This is my entry for “L” in the Blogging A to Z Challenge. Throughout April I will be watching and reviewing a documentary movie from A to Z. Some other “L” documentaries I’ve reviewed are The Last Waltz, Leonard Cohen: I’m Your Man, Life Itself, and loudQUIETloud: a film about the Pixies.
Title: Let the Fire Burn
Release Date: October 2, 2013
Director: Jason Osder
Production Company: George Washington University
Summary/Review:
On May 13, 1985, Philadelphia became known as “the city that bombed itself,” and incident that remains shocking and mindboggling 35 years later. The Philadelphia Police dropped an incendiary device on the rooftop of an organization called MOVE, and then made the controversial decision to “let the fire burn” (although fire apparatus were on site) that lead to the deaths of five children, six adults, and the destruction of 65 row houses in the West Philadelphia. The bombing resulted from a multi-year confrontation among police and neighbors with an organization called MOVE, a Black liberation group that espoused a back-to-the-earth philosophy and were highly confrontational with the police and neighbors (which included a loud speaker on the exterior of the house where they broadcast profanity-laced tirades).

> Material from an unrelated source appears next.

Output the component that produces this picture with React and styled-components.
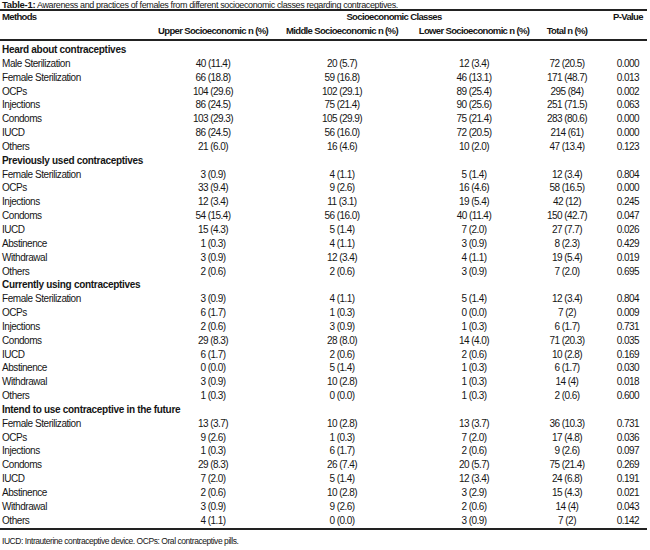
import React from 'react'
import styled, {createGlobalStyle} from 'styled-components'

const GlobalStyle = createGlobalStyle`
  html, body {
    margin: 0;
    padding: 0;
    background: #fff;
  }
  body {
    font-family: 'Liberation Sans', Arial, sans-serif;
    color: #151515;
  }
`

const COLS = '150px 126px 132px 132px 54px 53px'

const Page = styled.div`
  width: 650px;
  height: 550px;
  overflow: hidden;
`

const Caption = styled.div`
  height: 9px;
  line-height: 10px;
  font-size: 9px;
  letter-spacing: -0.38px;
  padding-left: 2px;
  white-space: nowrap;

  b {
    font-size: 9.5px;
    letter-spacing: -0.3px;
  }
`

const Table = styled.div`
  width: 647px;
  border-top: 2px solid #222;
  border-bottom: 2px solid #222;
`

const Head = styled.div`
  border-bottom: 2px solid #222;
`

const Row = styled.div`
  display: grid;
  grid-template-columns: ${COLS};
  align-items: center;
  height: ${(p) => p.$h || 13.85}px;
  line-height: ${(p) => p.$h || 13.85}px;
  white-space: nowrap;
`

const HeadCell = styled.div`
  font-weight: bold;
  font-size: 9.5px;
  letter-spacing: -0.65px;
  text-align: ${(p) => p.$align || 'center'};
  padding-left: ${(p) => p.$pl || 0}px;
  grid-column: ${(p) => p.$span || 'auto'};
`

const Body = styled.div`
  padding-top: 2px;
`

const SectionTitle = styled.div`
  grid-column: 1 / -1;
  font-weight: bold;
  font-size: 10px;
  letter-spacing: -0.3px;
  padding-left: 2px;
`

const Label = styled.div`
  font-size: 10px;
  letter-spacing: -0.45px;
  padding-left: 2px;
`

const Value = styled.div`
  font-size: 10px;
  letter-spacing: -0.55px;
  text-align: center;
  padding-left: ${(p) => p.$pl || 0}px;
`

const Footnote = styled.div`
  margin-top: 6px;
  line-height: 10px;
  font-size: 8.5px;
  letter-spacing: -0.45px;
  padding-left: 2px;
  white-space: nowrap;
`

const sections = [
  {
    title: 'Heard about contraceptives',
    rows: [
      ['Male Sterilization', '40 (11.4)', '20 (5.7)', '12 (3.4)', '72 (20.5)', '0.000'],
      ['Female Sterilization', '66 (18.8)', '59 (16.8)', '46 (13.1)', '171 (48.7)', '0.013'],
      ['OCPs', '104 (29.6)', '102 (29.1)', '89 (25.4)', '295 (84)', '0.002'],
      ['Injections', '86 (24.5)', '75 (21.4)', '90 (25.6)', '251 (71.5)', '0.063'],
      ['Condoms', '103 (29.3)', '105 (29.9)', '75 (21.4)', '283 (80.6)', '0.000'],
      ['IUCD', '86 (24.5)', '56 (16.0)', '72 (20.5)', '214 (61)', '0.000'],
      ['Others', '21 (6.0)', '16 (4.6)', '10 (2.0)', '47 (13.4)', '0.123'],
    ],
  },
  {
    title: 'Previously used contraceptives',
    rows: [
      ['Female Sterilization', '3 (0.9)', '4 (1.1)', '5 (1.4)', '12 (3.4)', '0.804'],
      ['OCPs', '33 (9.4)', '9 (2.6)', '16 (4.6)', '58 (16.5)', '0.000'],
      ['Injections', '12 (3.4)', '11 (3.1)', '19 (5.4)', '42 (12)', '0.245'],
      ['Condoms', '54 (15.4)', '56 (16.0)', '40 (11.4)', '150 (42.7)', '0.047'],
      ['IUCD', '15 (4.3)', '5 (1.4)', '7 (2.0)', '27 (7.7)', '0.026'],
      ['Abstinence', '1 (0.3)', '4 (1.1)', '3 (0.9)', '8 (2.3)', '0.429'],
      ['Withdrawal', '3 (0.9)', '12 (3.4)', '4 (1.1)', '19 (5.4)', '0.019'],
      ['Others', '2 (0.6)', '2 (0.6)', '3 (0.9)', '7 (2.0)', '0.695'],
    ],
  },
  {
    title: 'Currently using contraceptives',
    rows: [
      ['Female Sterilization', '3 (0.9)', '4 (1.1)', '5 (1.4)', '12 (3.4)', '0.804'],
      ['OCPs', '6 (1.7)', '1 (0.3)', '0 (0.0)', '7 (2)', '0.009'],
      ['Injections', '2 (0.6)', '3 (0.9)', '1 (0.3)', '6 (1.7)', '0.731'],
      ['Condoms', '29 (8.3)', '28 (8.0)', '14 (4.0)', '71 (20.3)', '0.035'],
      ['IUCD', '6 (1.7)', '2 (0.6)', '2 (0.6)', '10 (2.8)', '0.169'],
      ['Abstinence', '0 (0.0)', '5 (1.4)', '1 (0.3)', '6 (1.7)', '0.030'],
      ['Withdrawal', '3 (0.9)', '10 (2.8)', '1 (0.3)', '14 (4)', '0.018'],
      ['Others', '1 (0.3)', '0 (0.0)', '1 (0.3)', '2 (0.6)', '0.600'],
    ],
  },
  {
    title: 'Intend to use contraceptive in the future',
    rows: [
      ['Female Sterilization', '13 (3.7)', '10 (2.8)', '13 (3.7)', '36 (10.3)', '0.731'],
      ['OCPs', '9 (2.6)', '1 (0.3)', '7 (2.0)', '17 (4.8)', '0.036'],
      ['Injections', '1 (0.3)', '6 (1.7)', '2 (0.6)', '9 (2.6)', '0.097'],
      ['Condoms', '29 (8.3)', '26 (7.4)', '20 (5.7)', '75 (21.4)', '0.269'],
      ['IUCD', '7 (2.0)', '5 (1.4)', '12 (3.4)', '24 (6.8)', '0.191'],
      ['Abstinence', '2 (0.6)', '10 (2.8)', '3 (2.9)', '15 (4.3)', '0.021'],
      ['Withdrawal', '3 (0.9)', '9 (2.6)', '2 (0.6)', '14 (4)', '0.043'],
      ['Others', '4 (1.1)', '0 (0.0)', '3 (0.9)', '7 (2)', '0.142'],
    ],
  },
]

const classes = ['Upper Socioeconomic n (%)', 'Middle Socioeconomic n (%)', 'Lower Socioeconomic n (%)', 'Total n (%)']

const App = () => {
  return (
    <Page>
      <GlobalStyle />
      <Caption>
        <b>Table-1:</b> Awareness and practices of females from different socioeconomic classes regarding contraceptives.
      </Caption>
      <Table>
        <Head>
          <Row $h={11}>
            <HeadCell $align='left' $pl={2}>Methods</HeadCell>
            <HeadCell $span='2 / 6' $pl={44}>Socioeconomic Classes</HeadCell>
            <HeadCell $pl={15}>P-Value</HeadCell>
          </Row>
          <Row $h={17}>
            <div />
            {classes.map((c) => (
              <HeadCell key={c}>{c}</HeadCell>
            ))}
            <div />
          </Row>
        </Head>
        <Body>
          {sections.map((s) => (
            <React.Fragment key={s.title}>
              <Row>
                <SectionTitle>{s.title}</SectionTitle>
              </Row>
              {s.rows.map(([label, ...vals]) => (
                <Row key={s.title + label}>
                  <Label>{label}</Label>
                  {vals.map((v, i) => (
                    <Value key={i} $pl={i === 4 ? 15 : 0}>
                      {v}
                    </Value>
                  ))}
                </Row>
              ))}
            </React.Fragment>
          ))}
        </Body>
      </Table>
      <Footnote>IUCD: Intrauterine contraceptive device. OCPs: Oral contraceptive pills.</Footnote>
    </Page>
  )
}

export default App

The movie is structured around two films made in the wake of the bombing. One is a deposition by 13-year-old Michael Moses Ward (aka Birdie Africa), the only child to escape the destruction of the MOVE house. The other is the Philadelphia Special Investigation Commission hearings held in November 1985 chaired by chaired by William H. Brown, III. With these retrospective accounts providing the framing, the film cuts in archival film and photographs as well as news coverage.

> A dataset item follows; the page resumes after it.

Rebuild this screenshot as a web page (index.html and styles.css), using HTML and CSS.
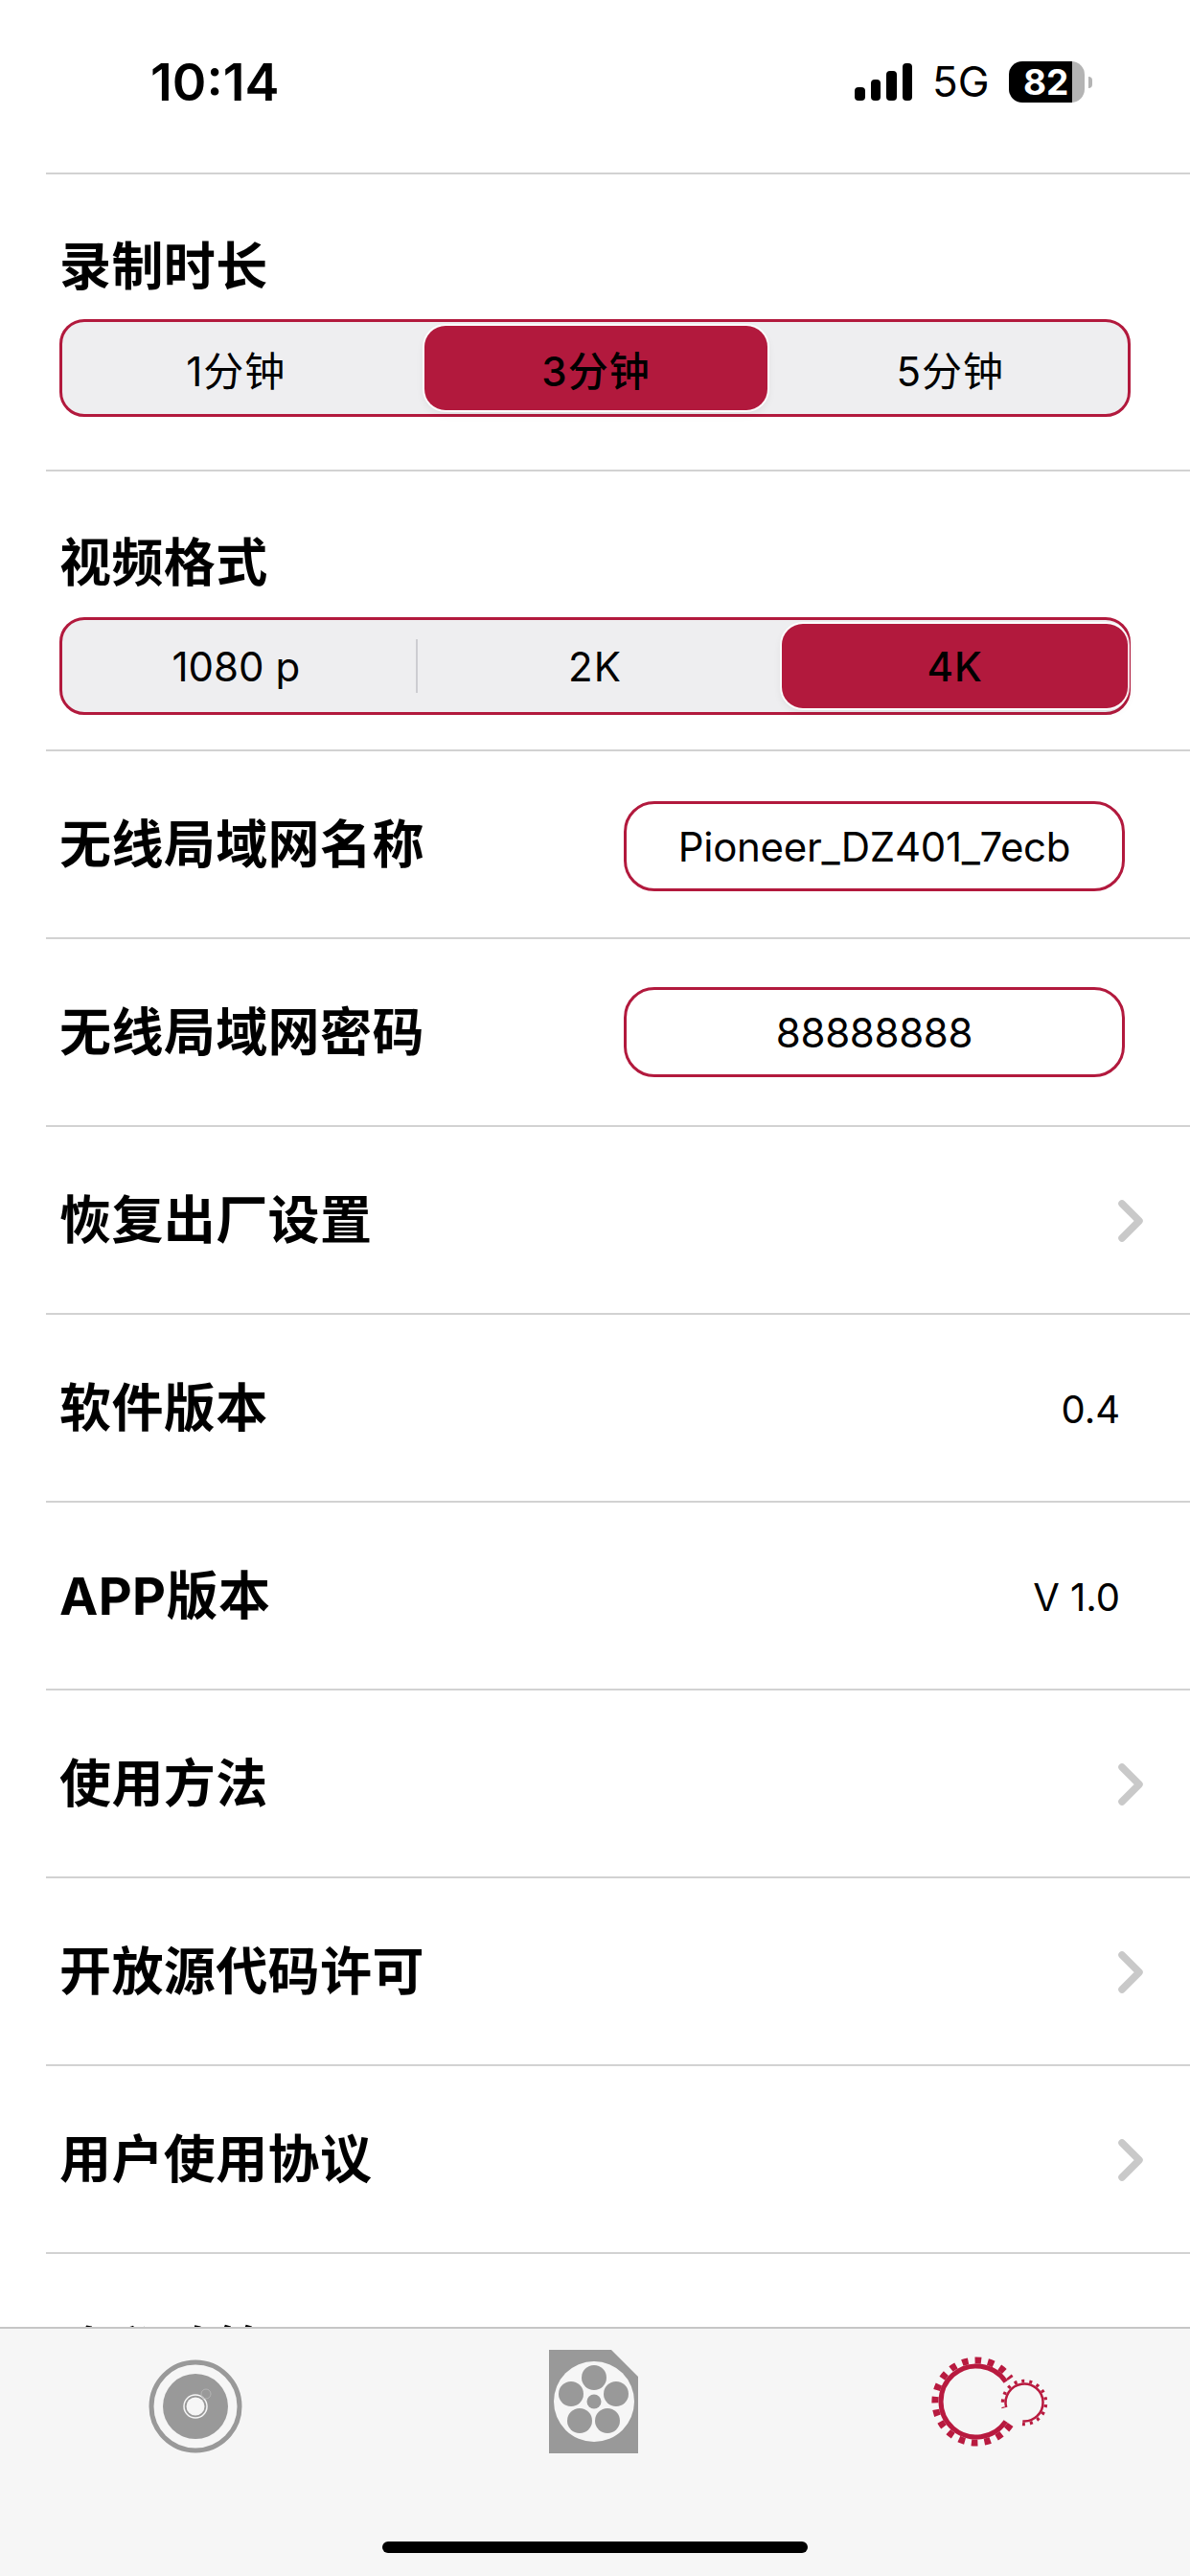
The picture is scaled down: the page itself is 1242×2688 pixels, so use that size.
FILE: index.html
```html
<!DOCTYPE html>
<html lang="zh-CN">
<head>
<meta charset="utf-8">
<title>设置</title>
<link rel="stylesheet" href="styles.css">
</head>
<body>
<div class="screen">
  <header class="status">
    <span class="time">10:14</span>
    <div class="status-right">
      <div class="signal"><i class="b1"></i><i class="b2"></i><i class="b3"></i><i class="b4"></i></div>
      <span class="net">5G</span>
      <div class="battery"><div class="cell"><span>82</span></div><div class="nub"></div></div>
    </div>
  </header>
  <main class="list">
    <section class="block first">
      <h2 class="label">录制时长</h2>
      <div class="seg">
        <div class="opt">1分钟</div>
        <div class="opt on mid">3分钟</div>
        <div class="opt">5分钟</div>
      </div>
    </section>
    <section class="block second">
      <h2 class="label">视频格式</h2>
      <div class="seg">
        <div class="opt div">1080 p</div>
        <div class="opt">2K</div>
        <div class="opt on end">4K</div>
      </div>
    </section>
    <div class="row"><span class="label">无线局域网名称</span><div class="field low">Pioneer_DZ401_7ecb</div></div>
    <div class="row"><span class="label">无线局域网密码</span><div class="field">88888888</div></div>
    <div class="row"><span class="label">恢复出厂设置</span><svg class="chev" viewBox="0 0 30 46"><path d="M5 5 L23 23 L5 41"/></svg></div>
    <div class="row"><span class="label">软件版本</span><span class="value">0.4</span></div>
    <div class="row"><span class="label">APP版本</span><span class="value">V 1.0</span></div>
    <div class="row"><span class="label">使用方法</span><svg class="chev" viewBox="0 0 30 46"><path d="M5 5 L23 23 L5 41"/></svg></div>
    <div class="row"><span class="label">开放源代码许可</span><svg class="chev" viewBox="0 0 30 46"><path d="M5 5 L23 23 L5 41"/></svg></div>
    <div class="row"><span class="label">用户使用协议</span><svg class="chev" viewBox="0 0 30 46"><path d="M5 5 L23 23 L5 41"/></svg></div>
    <div class="row peek"><span class="label">隐私政策</span><svg class="chev" viewBox="0 0 30 46"><path d="M5 5 L23 23 L5 41"/></svg></div>
  </main>
  <nav class="tabs">
    <svg class="tab" viewBox="0 0 180 130">
      <circle class="g-line" cx="87" cy="81" r="46"/>
      <circle class="g-fill" cx="87" cy="81" r="34"/>
      <circle class="hole" cx="87" cy="81" r="9.5"/>
      <circle class="ring" cx="87" cy="81" r="12"/>
      <circle class="ring thin" cx="98" cy="68" r="5"/>
    </svg>
    <svg class="tab" viewBox="0 0 180 130">
      <path class="g-fill" d="M42 22 H107 L135 50 V130 H42 Z"/>
      <circle class="hole" cx="89" cy="76" r="42"/>
      <circle class="g-fill" cx="89" cy="51" r="13"/>
      <circle class="g-fill" cx="65" cy="68" r="13"/>
      <circle class="g-fill" cx="112" cy="68" r="13"/>
      <circle class="g-fill" cx="74" cy="96" r="13"/>
      <circle class="g-fill" cx="103" cy="96" r="13"/>
      <circle class="g-fill" cx="89" cy="76" r="7.5"/>
    </svg>
    <svg class="tab" viewBox="0 0 180 130">
      <g class="gear">
        <path class="base" d="M104.7 96.7 A37 37 0 1 1 104.7 55.3"/>
        <path class="teeth" d="M109.6 100 A43 43 0 1 1 109.6 52"/>
      </g>
      <g class="gear small">
        <path class="base" d="M122.3 96.4 A19.5 19.5 0 1 0 105.2 82"/>
        <path class="teeth" d="M122 99.4 A22.5 22.5 0 1 0 102.3 82.8"/>
      </g>
    </svg>
    <div class="home"></div>
  </nav>
</div>
</body>
</html>
```
FILE: styles.css
```css
* { box-sizing: border-box; }
html, body { margin: 0; padding: 0; background: #fff; }
body { font-family: Inter, "Noto Sans CJK SC", sans-serif; color: #000; }
.screen { width: 1242px; height: 2688px; display: flex; flex-direction: column; overflow: hidden; background: #fff; }

.status { height: 180px; flex: none; display: flex; justify-content: space-between; padding: 0 102px 0 157px; }
.time { font-size: 54px; font-weight: 600; line-height: 54px; margin-top: 59px; }
.status-right { display: flex; align-items: flex-start; margin-top: 64px; }
.signal { display: flex; align-items: flex-end; gap: 6px; height: 41px; width: 61px; }
.signal i { display: block; width: 10.5px; background: #000; border-radius: 4px; }
.b1 { height: 14px; } .b2 { height: 22px; } .b3 { height: 31px; } .b4 { height: 39px; }
.net { font-size: 44px; line-height: 44px; font-weight: 400; margin: -1px 0 0 20px; width: 80px; }
.battery { display: flex; align-items: center; height: 43px; }
.cell { width: 79px; height: 43px; border-radius: 14px; background: linear-gradient(90deg, #000 66px, #b4b4b4 66px); color: #fff; font-size: 37px; font-weight: 700; line-height: 43px; padding-left: 15px; }
.nub { width: 4px; height: 12px; margin-left: 4px; background: #b4b4b4; border-radius: 0 6px 6px 0; }

.list { flex: 1; min-height: 0; overflow: hidden; margin-left: 48px; }
.label { margin: 0; font-size: 54px; font-weight: 700; line-height: 64px; white-space: nowrap; letter-spacing: .4px; }
.block { border-top: 2px solid #d2d2d2; padding-left: 14px; }
.block.first { height: 310px; padding-top: 65px; }
.block.second { height: 292px; padding-top: 64px; }
.seg { width: 1118px; height: 102px; margin-top: 22px; border: 3px solid #b2193d; border-radius: 26px; background: #eeeef0; display: grid; grid-template-columns: repeat(3, 1fr); font-size: 42px; letter-spacing: 1px; }
.second .seg { margin-top: 24px; }
.opt { display: flex; align-items: center; justify-content: center; white-space: nowrap; }
.opt:first-child { padding-right: 8px; }
.opt.on { font-weight: 500; background: #b2193d; border-radius: 22px; margin: 4px 0; box-shadow: 0 0 0 2px rgba(255,255,255,.85), 0 4px 10px rgba(0,0,0,.08); }
.opt.mid { margin-left: 7px; margin-right: 5px; }
.opt.end { margin-left: 10px; margin-right: 0; }
.opt.div { position: relative; letter-spacing: 0; }
.opt.div::after { content: ""; position: absolute; right: 0; top: 20px; bottom: 20px; width: 2px; background: #cdcdd1; }

.row { height: 196px; border-top: 2px solid #d2d2d2; padding: 2px 0 0 14px; display: flex; align-items: center; justify-content: space-between; }
.row.peek { padding-top: 10px; }
.field { width: 523px; height: 94px; margin: -2px 68px 0 0; border: 3px solid #b2193d; border-radius: 32px; display: flex; align-items: center; justify-content: center; font-size: 42px; letter-spacing: -.3px; }
.field.low { margin-top: 2px; }
.value { font-size: 40px; margin-right: 73px; }
.chev { width: 30px; height: 46px; margin-right: 46px; fill: none; stroke: #c9c9c9; stroke-width: 7.5; stroke-linecap: round; stroke-linejoin: round; }

.tabs { position: relative; flex: none; height: 260px; border-top: 2px solid #c6c6c6; background: #f6f6f6; display: grid; grid-template-columns: repeat(3, 1fr); justify-items: center; align-content: start; }
.tab { width: 180px; height: 130px; display: block; }
.g-fill { fill: #999; }
.g-line { fill: none; stroke: #999; stroke-width: 5; }
.hole { fill: #f6f6f6; }
.ring { fill: none; stroke: #f6f6f6; stroke-width: 1.5; }
.ring.thin { stroke: #b4b4b4; stroke-width: 1; }
.gear path { fill: none; stroke: #b81a3f; }
.gear .base { stroke-width: 5; }
.gear .teeth { stroke-width: 7; stroke-dasharray: 6.5 7; }
.gear.small .base { stroke-width: 2.5; }
.gear.small .teeth { stroke-width: 3.5; stroke-dasharray: 3 5; }
.home { position: absolute; left: 399px; bottom: 24px; width: 444px; height: 12px; border-radius: 6px; background: #000; }
```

The film documents the emergence of MOVE in the 1970s, their initial conflicts with the police, and a 1978 shootout when Mayor Frank Rizzo tried to have the police evict MOVE from their first headquarters. The shootout resulted in the death of one police officer and the conviction of nine MOVE members for his murder. When the organization moved into their new location on Osage Avenue, they fortified the building with wooden boards across all the openings and constructed a wooden tower on the roof. The rooftop “bunker” was a major concern for the police who saw it as a place where MOVE members could potentially fire at the police. The destruction of that bunker proved to be the impetus that lead to the many unconscionable decisions by the police.
The movie has a verite style that kind of guides one through the events as they happen with no outside narrator providing context. The movie feels all too relevant today when Black Americans continue to bear the brunt of police violence. No doubt, MOVE was a cultish and obnoxious organization, but we’ve seen many instances of police dealing with well-armed white conservative and Christian groups without resorting to brutal violence, much less burning down the homes of dozens of innocent neighbors. We see one police officer commended for attempting to rescue children from the burning building, and then learn that the words “n****r lover” were scrawled on his locker. This movie serves as an important document of the intersection of liberty, policing, and racism in America.